Will $100-Plus Per Barrel Oil Clip VLJ Wings?
Thursday, March 20th, 2008With oil prices nearing $110 a barrel as of early March, 2008, it’s reasonable to ask which segments of the passenger air transportation industry will be hardest hit by the inevitable avgas price hikes — scheduled airlines, charter companies, or VLJ air-taxi services. Though actual numbers are impossible to calculate because of the effect of gross weight, speed, wind and a dozen or so other factors on fuel flow, the simple answer is probably this: If every carrier filled every available seat on every possible flight, the net effect of skyrocketing fuel costs would probably be about the same for all of them.
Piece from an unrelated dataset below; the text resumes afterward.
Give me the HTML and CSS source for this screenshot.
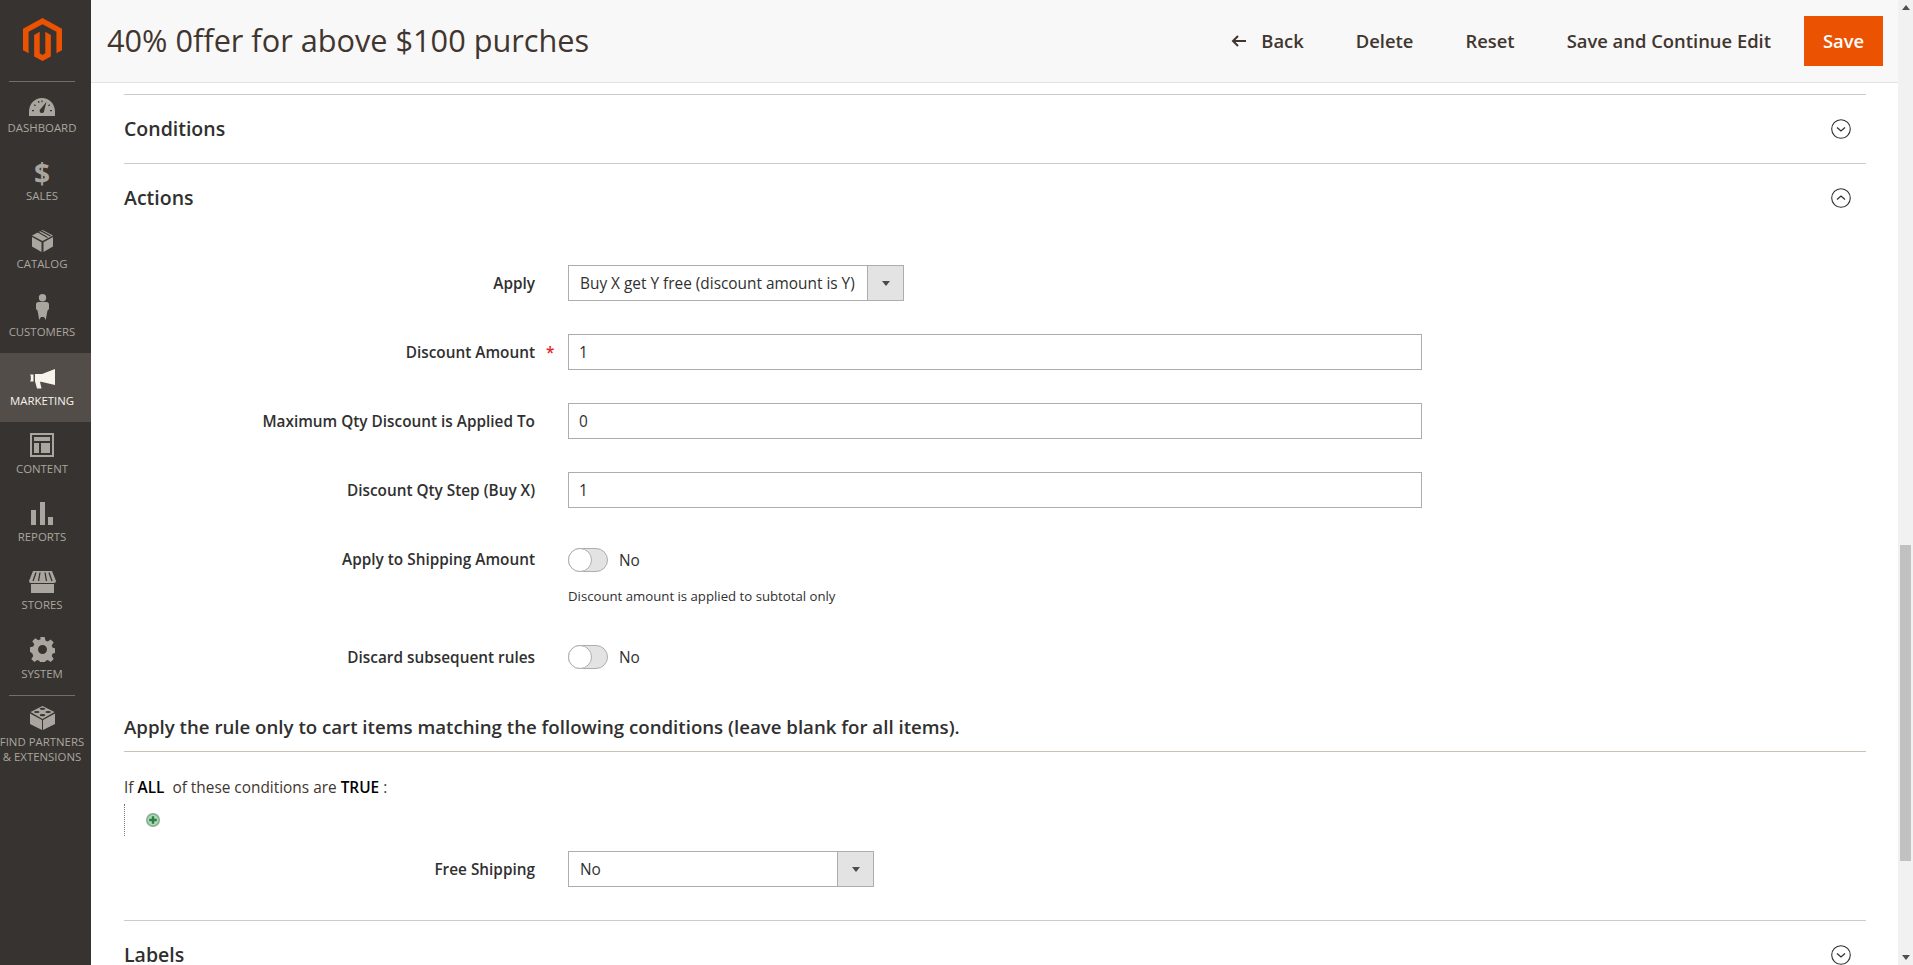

Or, to put it another way, every carrier’s energy costs would rise by roughly the same percent, forcing each to either raise passenger fares (or in the case of charter operators, hourly rates), trim costs in other areas, or operate at significantly lower profit and return on investment rates.
Sadly, unless you happen to be one of the millions of airline passengers who enjoys being able to spread yourself, your iPod, your laptop and the rest of your carry-on rubble across three seats, no passenger carrier of any kind can operate at full capacity 100 percent of the time. In fact, very few carriers operate at full capacity any of the time … flights taking off with empty seats vastly outnumber those which leave 1, 10, or 100 excess passengers behind to battle about the value of their denied boarding compensation.
Realistically, scheduled airlines will be hardest hit by increased fuel costs. Unlike charter and air taxi operators, they can’t just leave their aircraft in the hanger when there’s no business. They have to (at least in theory, though bogus flight cancellations for “technical difficulties” are hardly unknown) burn black gold from Point A to Point B regardless of whether their 737-200 is hauling 120 passengers or 12.
And, thanks to deregulation and despite the industry’s many mergers, the still massive competition in the airline industry makes implementing major fare increases difficult, particularly for those carriers teetering on the brink of bankruptcy anyway.
As Northwest Airlines CEO Doug Steenland put it “if oil remains above $100 a barrel, it will cost Northwest $1.7 billion more than it planned for” in 2008 and “will again create a difficult financial challenge for the airline.”
Lest anyone misunderstand what Steenland means by “difficult financial challenge” again, we should remember that Northwest has only been out of its last bankruptcy for less than ten months.
Where Steenland is gloomy about energy price increases, his opposite number at Delta Airlines, which is frequently cited as a potential merger partner for Northwest, is a bit bellicose.
Keynoting an FAA conference in early March, Delta Chief Executive Richard Anderson lambasted the federal government for doing little or nothing to cap fuel prices.
“We don’t have an energy policy in this country,” Anderson said. “We really don’t have any conservation measures in place … jawboning OPEC is not an energy policy.”
While it’s hard to dispute Anderson’s premise that the U.S. lacks a coherent overall energy policy, it is easy (and correct) to argue that he obviously wasn’t thinking about VLJ air-taxi service when he said we don’t “have any conservation measures” in place, at least as far as air travel goes.
Simply put, a VLJ flying at partial capacity — say two out of four seats filled — uses far less fuel per passenger mile than an airliner with 60 of 120 seats filled.
One factor is design age. Back when today’s generation of jetliners and light jets such as the Lear and the Gulfstream were incubating, fuel economy, pollution, even — to some extent noise — were not major engineering considerations. The design gods were maximum payload, speed and range. Over the decades priorities have changed and those designs — particularly in regards to engines and control surfaces have been substantially improved. Current generation 737-500s, for example, are far more fuel efficient and “green” than the 737-100s which rolled out of Boeing’s Seattle fab shop in the late 1960s.
But upgrades can’t compete with ground-up designs in areas like materials and aerodynamics. Using lightweight composites unavailable to earlier generations of jet designers, Computational Fluid Dynamics modeling and open-jet wind tunnels, VLJ engineers have created fuel-efficient, environmentally friendly aircraft that virtually ensure that their operators will suffer less from escalating fuel prices than competitors using yesterday’s aircraft for short- and mid-range point-to-point transportation.
Better still, from the POV of all us end-users, the inherently more efficient nature of VLJs should bring the cost of a fly-on-demand air-taxi trip even closer to a first- or business-class airline ticket in the future than it is today.